Mattos acha que as musas podem inspirar outras mulheres a serem mais confiantes de seus corpos. “Achei superválida a proposta”, diz Mattos. “A cultura brasileira tem essa coisa muito hipócrita. As mulheres estão quase nuas, usam fio dental, mas chega na hora de mostrar o seio e tem esse preconceito. O brasileiro está acostumado a ver bunda, não tem problema. Peito não, acha exótico. Já está na hora de as pessoas amadurecerem para quebrar esses tabus.”
Mas em lugares onde o topless é uma prática comum, como a Espanha ou a França, essa exposição não é associada à sexualidade, diz Mirian Goldenberg. “Mulheres de 60, 70 anos fazem topless e ninguém olha. Tem a ver com liberdade com o próprio corpo.”

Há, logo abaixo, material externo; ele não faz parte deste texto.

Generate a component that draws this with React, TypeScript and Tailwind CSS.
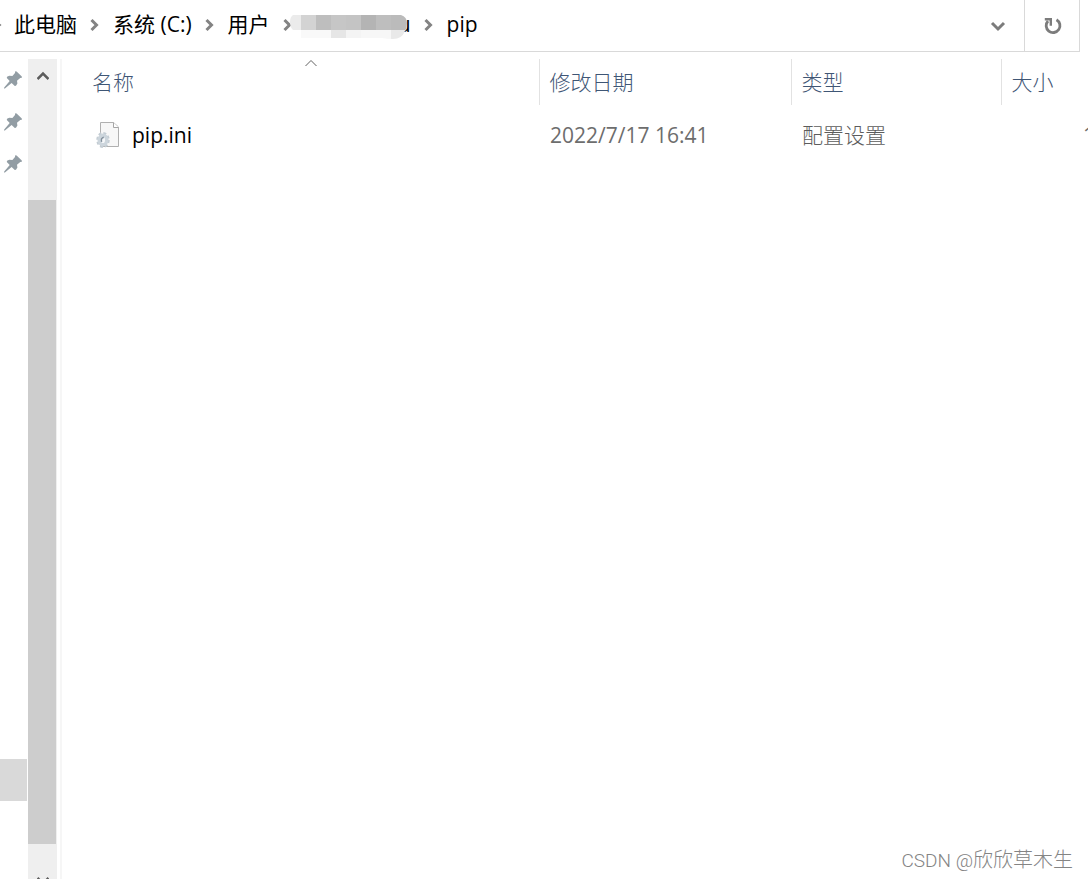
import { useState } from "react";

const files = [{ name: "pip.ini", date: "2022/7/17 16:41", type: "配置设置", size: "1 KB" }];

// Blurred part of the user name: [x, width, colour]
const mosaicTop: [number, number, string][] = [
  [0, 11, "#ebebeb"],
  [11, 15, "#d3d3d3"],
  [26, 15, "#bebebe"],
  [41, 15, "#c6c6c6"],
  [56, 15, "#c4c4c4"],
  [71, 15, "#b4b4b4"],
  [86, 15, "#bebebe"],
  [101, 15, "#bbbbbb"],
];

const mosaicBottom: [number, number, string][] = [
  [11, 30, "#f9f9f9"],
  [41, 15, "#e6e6e6"],
  [56, 15, "#f4f4f4"],
  [71, 30, "#f7f7f7"],
  [101, 15, "#e9e9e9"],
];

function Separator() {
  return (
    <svg width="36" height="20" viewBox="0 0 36 20" fill="none" className="shrink-0" aria-hidden="true">
      <path d="M14.5 6L19.5 11L14.5 16" stroke="#838383" strokeWidth="3" />
    </svg>
  );
}

function Mosaic() {
  return (
    <svg width="117" height="25" viewBox="0 0 117 25" className="absolute top-1 -left-4" aria-hidden="true">
      <defs>
        <clipPath id="smudge">
          <path d="M3 1H111Q117 3 117 9Q117 14 115 17Q112 25 103 25Q96 25 92 24H11V16H3Q0 13 0 8Q0 3 3 1Z" />
        </clipPath>
      </defs>
      <g clipPath="url(#smudge)">
        {mosaicTop.map(([x, w, fill]) => (
          <rect key={x} x={x} y="0" width={w + 1} height="16" fill={fill} />
        ))}
        {mosaicBottom.map(([x, w, fill]) => (
          <rect key={x} x={x} y="16" width={w + 1} height="9" fill={fill} />
        ))}
      </g>
    </svg>
  );
}

function Pin() {
  return (
    <svg width="20" height="20" viewBox="0 0 20 20" aria-hidden="true">
      <path
        d="M12.2 1.2L13.6 1.4L18.8 6.5L18.9 7.7L17.2 7.9L14 10.7L14.4 13.6L13 15.8L11.8 15.9L8.6 13L1.9 18.6L1 18.5L1.2 17.6L6.7 11L3.8 8L4 6.7L6.3 5.8L9.4 6L12 3Z"
        fill="#929da4"
      />
    </svg>
  );
}

function FileIcon() {
  return (
    <svg width="28" height="28" viewBox="0 0 28 28" fill="none" aria-hidden="true">
      <path d="M6.5 1.5H19.5L24.5 6V25.5H6.5Z" fill="#f7f7f7" stroke="#b0b0b0" />
      <path d="M19.5 1.5V6.5H24.5" fill="#ffffff" stroke="#a5a5a5" />
      <ellipse cx="9" cy="19" rx="5.2" ry="6.6" stroke="#c3ccd3" strokeWidth="3" strokeDasharray="2.7 1.95" />
      <ellipse cx="9" cy="19" rx="3.8" ry="4.8" fill="#f4f6f8" stroke="#ccd5dc" strokeWidth="3.4" />
      <path d="M9.8 16.2Q6.6 16.8 7.6 20.8" stroke="#82909c" strokeWidth="1.4" />
    </svg>
  );
}

function ScrollArrow({ down = false }: { down?: boolean }) {
  return (
    <svg width="12" height="10" viewBox="0 0 12 10" fill="none" aria-hidden="true">
      <path d={down ? "M0.5 2L6 7.5L11.5 2" : "M0.5 8L6 2.5L11.5 8"} stroke="#5c5c5c" strokeWidth="2.5" />
    </svg>
  );
}

export default function App() {
  const [ascending, setAscending] = useState(true);
  const rows = ascending ? files : [...files].reverse();

  return (
    <div className="relative flex h-screen flex-col overflow-hidden bg-white font-['Open_Sans','Noto_Sans_CJK_SC',sans-serif] text-[21px] leading-7 text-black">
      {/* Address bar */}
      <header className="mr-2 flex h-[52px] shrink-0 border-r border-b border-[#d9d9d9]">
        <nav aria-label="路径" className="flex h-12 flex-1 items-center whitespace-nowrap">
          <svg width="14" height="20" viewBox="0 0 14 20" fill="none" aria-hidden="true">
            <path d="M-6 6L0 11L-6 16" stroke="#838383" strokeWidth="2" />
          </svg>
          <a href="#pc">此电脑</a>
          <Separator />
          <a href="#c">系统 (C:)</a>
          <Separator />
          <a href="#users">用户</a>
          <Separator />
          <a href="#user" className="relative w-[105px] text-right">
            u
            <Mosaic />
          </a>
          <Separator />
          <a href="#pip">pip</a>
        </nav>
        <button type="button" aria-label="展开" className="flex w-[52px] items-center justify-center">
          <svg width="16" height="12" viewBox="0 0 16 12" fill="none" aria-hidden="true">
            <path d="M2 3L8 9L14 3" stroke="#7c7c7c" strokeWidth="3" />
          </svg>
        </button>
        <button
          type="button"
          aria-label="刷新"
          className="flex w-[55px] items-center justify-center border-l border-[#d9d9d9]"
        >
          <svg width="20" height="20" viewBox="0 0 20 20" fill="none" aria-hidden="true">
            <path d="M14.5 3.7A6.9 6.9 0 1 1 6 5" stroke="#7c7c7c" strokeWidth="2.8" />
            <path d="M2.8 3.2H8.8V9.8" stroke="#7c7c7c" strokeWidth="2.4" />
          </svg>
        </button>
      </header>

      <div className="flex min-h-0 flex-1 pt-[7px]">
        {/* Quick access */}
        <aside className="flex w-7 shrink-0 flex-col pr-px">
          {[1, 2, 3].map((n) => (
            <button key={n} type="button" aria-label={`固定 ${n}`} className="flex h-[42px] items-center pl-[3px]">
              <Pin />
            </button>
          ))}
          <div className="flex-1" />
          <div className="mb-[78px] h-[42px] bg-[#d9d9d9]" />
        </aside>

        {/* Scrollbar */}
        <div className="flex w-[29px] shrink-0 flex-col bg-[#efefef]">
          <button type="button" aria-label="向上" className="flex h-[34px] items-center justify-center">
            <ScrollArrow />
          </button>
          <div className="mt-[107px] mr-px flex-1 bg-[#cdcdcd]" />
          <button type="button" aria-label="向下" className="flex h-[35px] items-start justify-center overflow-hidden pt-8">
            <ScrollArrow down />
          </button>
        </div>

        <main className="ml-[3px] min-w-0 flex-1 overflow-hidden border-l-2 border-[#f6f6f6]">
          <table className="w-full min-w-[1075px] table-fixed border-collapse text-left">
            <colgroup>
              <col className="w-[477px]" />
              <col className="w-[252px]" />
              <col className="w-[210px]" />
              <col />
            </colgroup>
            <thead>
              <tr className="h-[46px] text-[#3f5675]">
                <th className="relative border-r border-[#e2e2e2] p-0 pl-[30px] font-light">
                  <button type="button" onClick={() => setAscending(!ascending)}>
                    名称
                    <svg
                      width="12"
                      height="8"
                      viewBox="0 0 12 8"
                      fill="none"
                      className="absolute top-0 left-1/2 ml-[5px]"
                      aria-hidden="true"
                    >
                      <path d={ascending ? "M0.5 7L6 1.5L11.5 7" : "M0.5 1.5L6 7L11.5 1.5"} stroke="#606060" />
                    </svg>
                  </button>
                </th>
                <th className="border-r border-[#e2e2e2] p-0 pl-[10px] font-light">修改日期</th>
                <th className="border-r border-[#e2e2e2] p-0 pl-[10px] font-light">类型</th>
                <th className="p-0 pl-[10px] font-light">大小</th>
              </tr>
            </thead>
            <tbody>
              {rows.map((file) => (
                <tr key={file.name} className="h-[60px] text-[#6d6d6d]">
                  <td className="p-0 pl-8">
                    <div className="flex items-center gap-[10px] text-black">
                      <FileIcon />
                      <span>{file.name}</span>
                    </div>
                  </td>
                  <td className="p-0 pl-[11px]">{file.date}</td>
                  <td className="p-0 pl-[11px] font-light text-[#5c5c5c]">{file.type}</td>
                  <td className="p-0 pr-[10px] text-right">{file.size}</td>
                </tr>
              ))}
            </tbody>
          </table>
        </main>
      </div>

      <p className="absolute right-[15px] bottom-1 font-[Roboto,'Noto_Sans_CJK_SC',sans-serif] text-[20px] font-light text-[#848484]">
        <span className="text-[19px]">CSDN @</span>欣欣草木生
      </p>
    </div>
  );
}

Ela conta já ter ouvido depoimentos de muitas estrangeiras que ficaram constrangidas ao tentar fazer topless aqui por terem se sentido olhadas como objeto sexual, algo que não aconteceria em seus países de origem.
Esse olhar, em grande parte, inviabilizou o Toplessaço em 2013. Ana Rios, organizadora do primeiro evento, não esquece a decepção. “Foi muito violento o que aconteceu. A gente falando de como fazer o corpo não ser visto como objeto, e de repente uma quantidade assombrosa de homens ali para ver peitos, com cara de babão.”

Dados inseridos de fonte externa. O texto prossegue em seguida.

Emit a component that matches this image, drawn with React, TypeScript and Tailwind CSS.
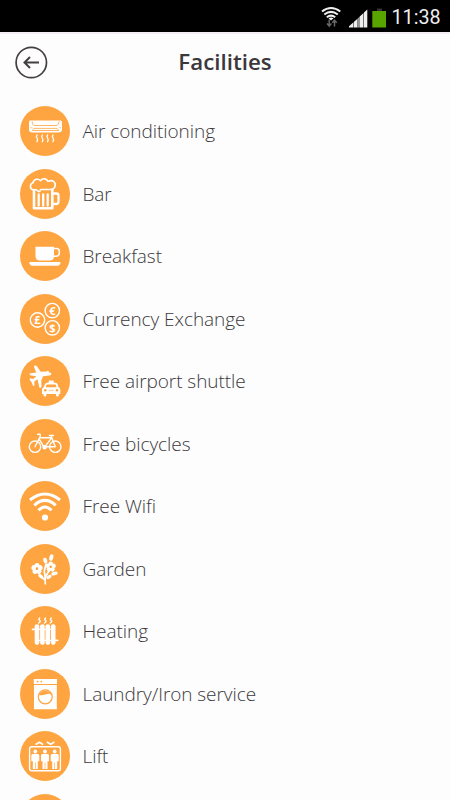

Em contraposição à ideia das musas do Toplessaço, ela preferiu aderir a um outro movimento: o ‘Somos Todos Musas’, um bloco criado para o próximo Carnaval que prega exatamente o que o nome diz.
Não tem classificação nem hierarquia. “Acho que a grande questão é essa – somos todas musas. O que a gente precisa no mundo é de musas no sentido de pessoas que inspirem. Não que inspirem formas perfeitas e sim mudanças, liberdade. Com todos os corpos e todas as formas”, defende a atriz.